At a time when colleges are graduating significantly more women than men, barely 17% of Fortune 500 company directors are female, and progress has stalled for the past seven years. This doesn’t make much sense.

One well-known corporate director stirred the pot last week, playing provocateur as I led a breakfast panel at a YPO (Young Presidents’ Organization) event in Chicago. Mellody Hobson, president of Chicago-based Ariel Investments, is on the boards of Starbucks , Estee Lauder , Groupon and DreamWorks Animation , where she is non-executive chairman. Hobson, in the audience for our discussion, posed a question to panelist Beth Comstock, General Electric’s chief marketing officer and head of the new Silicon Valley-based “GE Ventures”: Would GE Ventures, which aims to invest $250 million annually in tech companies, consider restricting its investments to startups that have female board members.

Comstock replied that GE would consider Hobson’s suggestion; she was sensitive, clearly, to controversies over Twitter and Facebook going public with no women on their boards. (Facebook, after its IPO last year, named COO Sheryl Sandberg to its board.) Hobson replied impatiently: “Every VC I’ve asked said they’ll ‘consider it.’”

I asked Hobson if Ariel invests in companies that have no female directors. “We put tremendous pressure” on companies to add women and people of color, replied Hobson, who is African-American. “Diversity makes better businesses.”

Former McDonald’s U.S. president Jan Fields, also on the panel, noted one challenge for CEOs seeking female directors: “A lot of companies don’t let their executives be on boards.” Only after leaving McDonald’s a year ago, Fields was able to join a second board, Chico’s , in addition to Monsanto . Like McDonald’s, GE lets its executives serve on one board. Comstock is a director at Nike .
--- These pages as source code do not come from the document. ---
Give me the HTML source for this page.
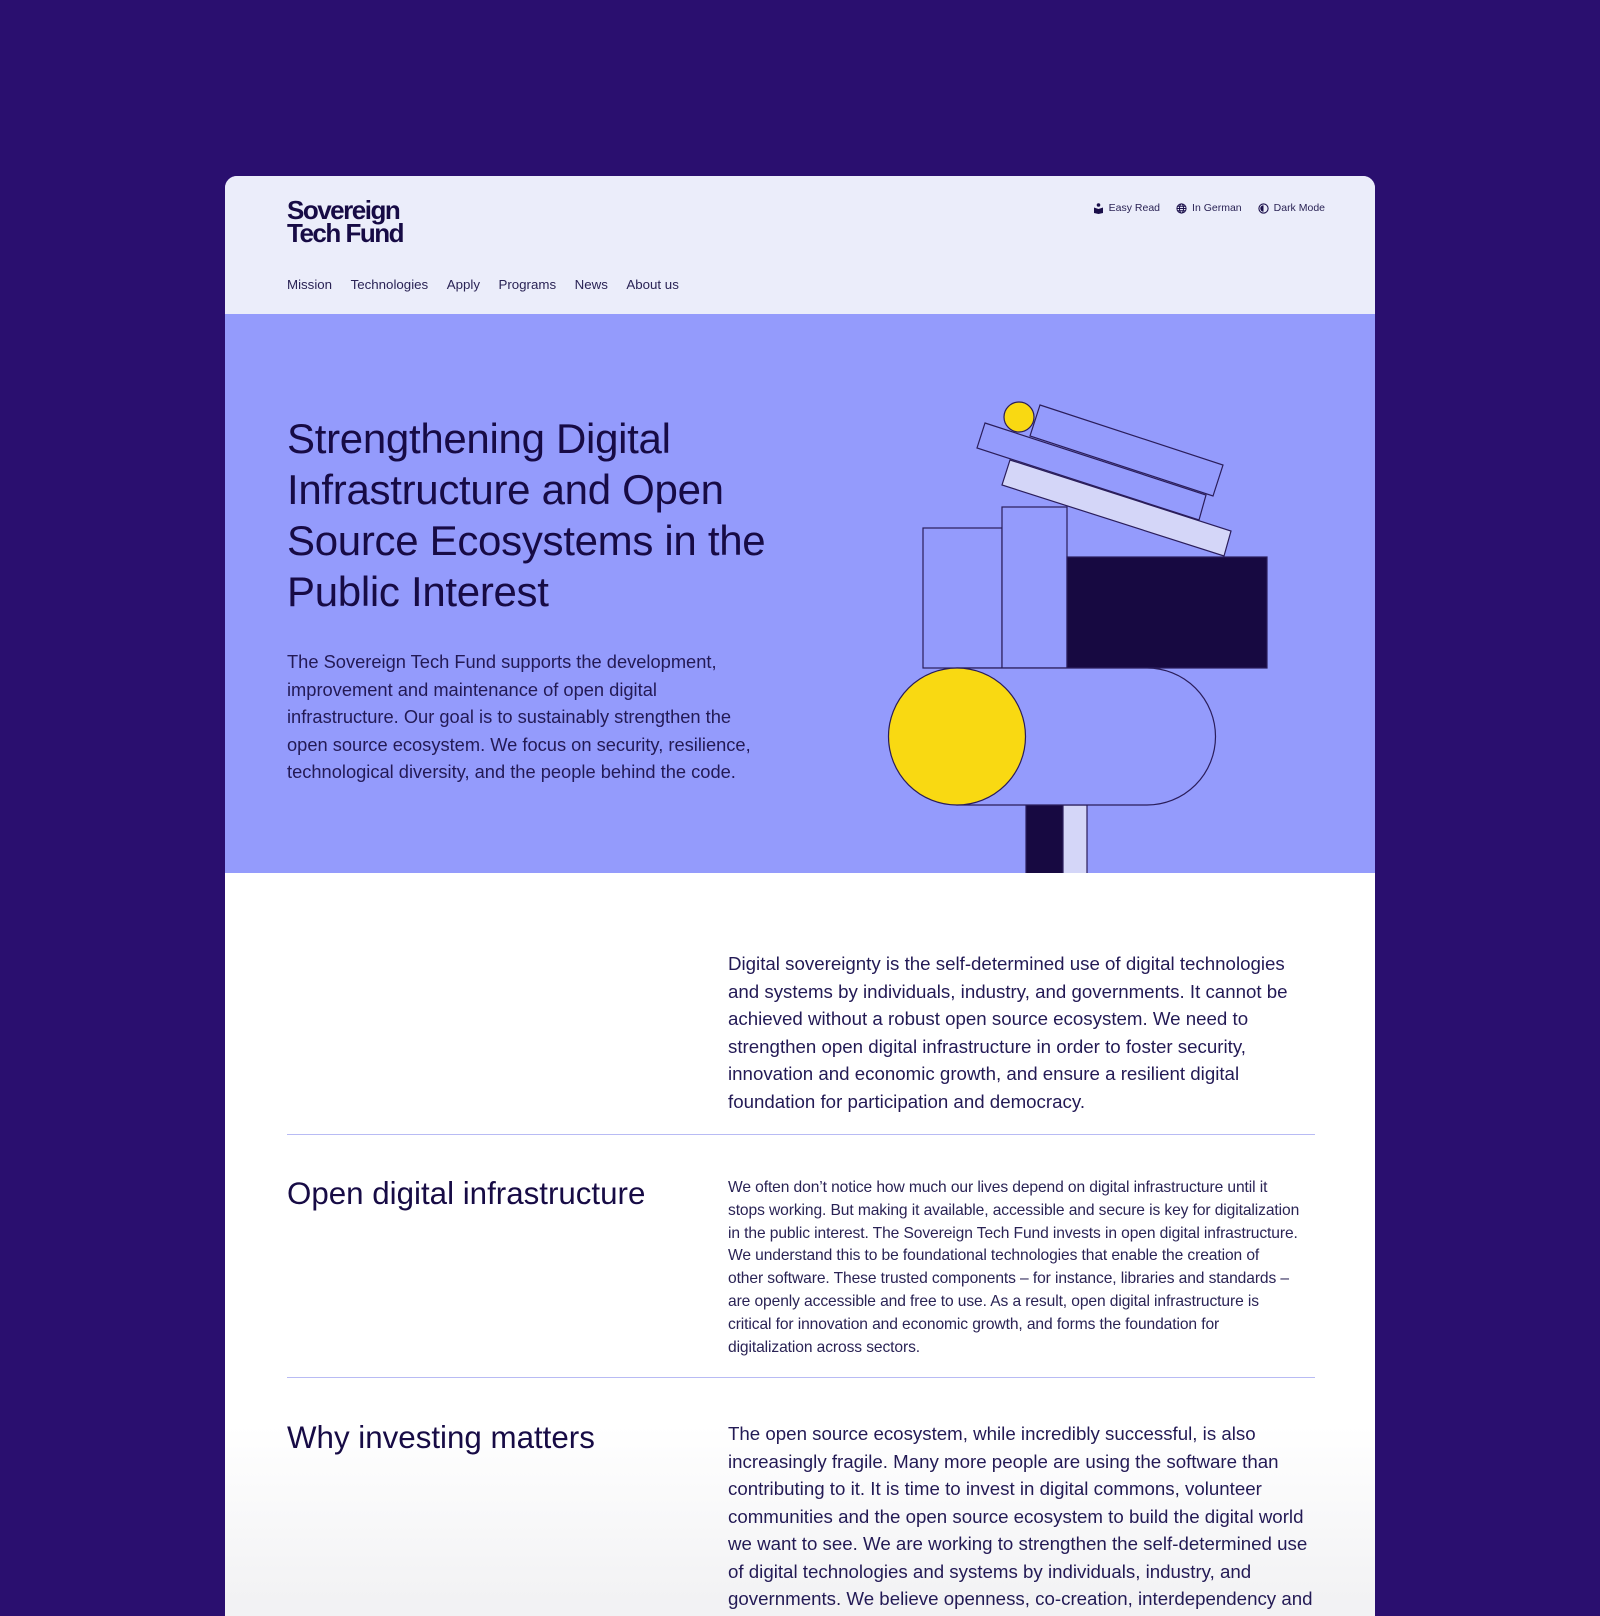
<!DOCTYPE html>
<html><head><meta charset="utf-8"><style>
*{margin:0;padding:0;box-sizing:border-box}
body{width:1600px;height:1600px;background:#2a0f6f;font-family:"Liberation Sans",sans-serif;color:#1a0f4a;overflow:hidden;position:relative}
.card{position:absolute;left:225px;top:176px;width:1150px;height:1440px;border-radius:12px 12px 0 0;overflow:hidden;background:linear-gradient(#fff 0,#fff 1250px,#f2f2f4 1426px)}
.hdr{position:absolute;left:0;top:0;width:1150px;height:138px;background:#ebedfa}
.logo{position:absolute;left:62px;top:23px;font-weight:bold;font-size:26px;line-height:23px;letter-spacing:-1.5px;color:#170b45}
.nav{position:absolute;left:62px;top:101px;font-size:13.3px;color:#2a2355;white-space:nowrap}
.nav span{margin-right:18.5px}
.util{position:absolute;right:50px;top:26px;font-size:10.5px;color:#2a2355;white-space:nowrap;display:flex;gap:16px;align-items:center}
.util span{display:flex;align-items:center;gap:5px}
.hero{position:absolute;left:0;top:138px;width:1150px;height:559px;background:#949bfc}
h1{position:absolute;left:62px;top:99px;font-weight:normal;font-size:42px;line-height:51px;color:#170b45;white-space:nowrap;letter-spacing:-0.3px}
.hp{position:absolute;left:62px;top:334px;font-size:18.3px;line-height:27.5px;color:#231a55;white-space:nowrap}
.p1{position:absolute;left:503px;top:774px;font-size:18.7px;line-height:27.5px;white-space:nowrap;color:#231a55}
.hr{position:absolute;left:62px;width:1028px;height:1px;background:#b8bbf4}
h2{position:absolute;left:62px;font-weight:normal;font-size:31.3px;color:#170b45;white-space:nowrap}
.p2{position:absolute;left:503px;top:1001px;font-size:15.6px;line-height:22.8px;white-space:nowrap;color:#2a2355;letter-spacing:-0.1px}
.p3{position:absolute;left:503px;top:1244px;font-size:18.7px;line-height:27.5px;white-space:nowrap;color:#231a55}
</style></head><body>
<div class="card">
<div class="hdr">
<div class="logo">Sovereign<br>Tech Fund</div>
<div class="nav"><span>Mission</span><span>Technologies</span><span>Apply</span><span>Programs</span><span>News</span><span>About us</span></div>
<div class="util">
<span><svg width="11" height="11" viewBox="0 0 11 11"><circle cx="5.5" cy="2" r="1.8" fill="#1a0f4a"/><path d="M1 4.5 L5.5 6 L10 4.5 V10 L5.5 11 L1 10Z" fill="#1a0f4a"/></svg>Easy Read</span>
<span><svg width="11" height="11" viewBox="0 0 12 12" fill="none" stroke="#1a0f4a" stroke-width="1.1"><circle cx="6" cy="6" r="5"/><ellipse cx="6" cy="6" rx="2.2" ry="5"/><path d="M1 6H11M1.8 3.5H10.2M1.8 8.5H10.2"/></svg>In German</span>
<span><svg width="11" height="11" viewBox="0 0 12 12"><circle cx="6" cy="6" r="5" fill="none" stroke="#1a0f4a" stroke-width="1.2"/><path d="M6 2.5A3.5 3.5 0 0 0 6 9.5Z" fill="#1a0f4a"/></svg>Dark Mode</span>
</div>
</div>
<div class="hero">
<h1>Strengthening Digital<br>Infrastructure and Open<br>Source Ecosystems in the<br>Public Interest</h1>
<div class="hp">The Sovereign Tech Fund supports the development,<br>improvement and maintenance of open digital<br>infrastructure. Our goal is to sustainably strengthen the<br>open source ecosystem. We focus on security, resilience,<br>technological diversity, and the people behind the code.</div>
<svg style="position:absolute;left:0;top:0" width="1150" height="559" viewBox="217 307 1150 559">
<g stroke="#2a1d5a" stroke-width="1.2">
<polygon points="977,416 1198,488 1191,513 969,441" fill="#949bfc"/>
<polygon points="1032,398 1215,458 1205,489 1022,429" fill="#949bfc"/>
<polygon points="1002,453 1223,524 1216,549 994,478" fill="#d4d6f8"/>
<circle cx="1011" cy="410" r="15" fill="#f9d912"/>
<rect x="915" y="521" width="79" height="140" fill="#949bfc"/>
<rect x="994" y="500" width="65" height="161" fill="#949bfc"/>
<rect x="1059" y="550" width="200" height="111" fill="#170941"/>
<rect x="1018" y="798" width="37" height="80" fill="#170941"/>
<rect x="1055" y="798" width="24" height="80" fill="#d4d6f8"/>
<path d="M949 661 H1139 A68.5 68.5 0 0 1 1139 798 H949Z" fill="#949bfc"/>
<circle cx="949" cy="729.5" r="68.5" fill="#f9d912"/>
</g>
</svg>
</div>
<div class="p1">Digital sovereignty is the self-determined use of digital technologies<br>and systems by individuals, industry, and governments. It cannot be<br>achieved without a robust open source ecosystem. We need to<br>strengthen open digital infrastructure in order to foster security,<br>innovation and economic growth, and ensure a resilient digital<br>foundation for participation and democracy.</div>
<div class="hr" style="top:958px"></div>
<h2 style="top:1000px">Open digital infrastructure</h2>
<div class="p2">We often don’t notice how much our lives depend on digital infrastructure until it<br>stops working. But making it available, accessible and secure is key for digitalization<br>in the public interest. The Sovereign Tech Fund invests in open digital infrastructure.<br>We understand this to be foundational technologies that enable the creation of<br>other software. These trusted components – for instance, libraries and standards –<br>are openly accessible and free to use. As a result, open digital infrastructure is<br>critical for innovation and economic growth, and forms the foundation for<br>digitalization across sectors.</div>
<div class="hr" style="top:1201px"></div>
<h2 style="top:1244px">Why investing matters</h2>
<div class="p3">The open source ecosystem, while incredibly successful, is also<br>increasingly fragile. Many more people are using the software than<br>contributing to it. It is time to invest in digital commons, volunteer<br>communities and the open source ecosystem to build the digital world<br>we want to see. We are working to strengthen the self-determined use<br>of digital technologies and systems by individuals, industry, and<br>governments. We believe openness, co-creation, interdependency and</div>
</div>
</body></html>
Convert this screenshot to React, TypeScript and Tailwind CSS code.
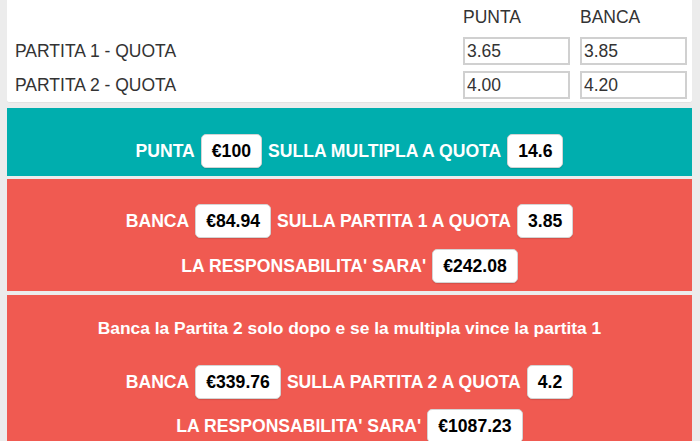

Meanwhile, GE has five female directors. Chairman and CEO Jeff Immelt has strategically recruited women who had big jobs and now have time to serve as well as essential experience. The five women on the 18-person GE board include former SEC chair Mary Schapiro and ex-Avon CEO Andrea Jung.

My essay, “Is the boardroom the last glass ceiling?” in Fortune’s Most Powerful Women issue proposes three ways to improve the gender ratio in the boardroom. One more suggestion: Break the rules. At Fortune’s Most Powerful Women Asia conference earlier this month, Morgan Stanley China CEO Wei Christiansen told how she got on the Estee Lauder board despite her employer’s rules. A powerful man, Leonard Lauder, talked to the investment bank’s top bosses, CEO James Gorman and former chairman John Mack, and they got it done:

Hobson and other Fortune Most Powerful Women–Xerox CEO Ursula Burns. Facebook’s Carolyn Everson, Walt Disney’s Anne Sweeney, and Cisco’s Padma Warrior and more–talk about how they got ahead in “Breakthrough Moments in Leadership,” sponsored by ING .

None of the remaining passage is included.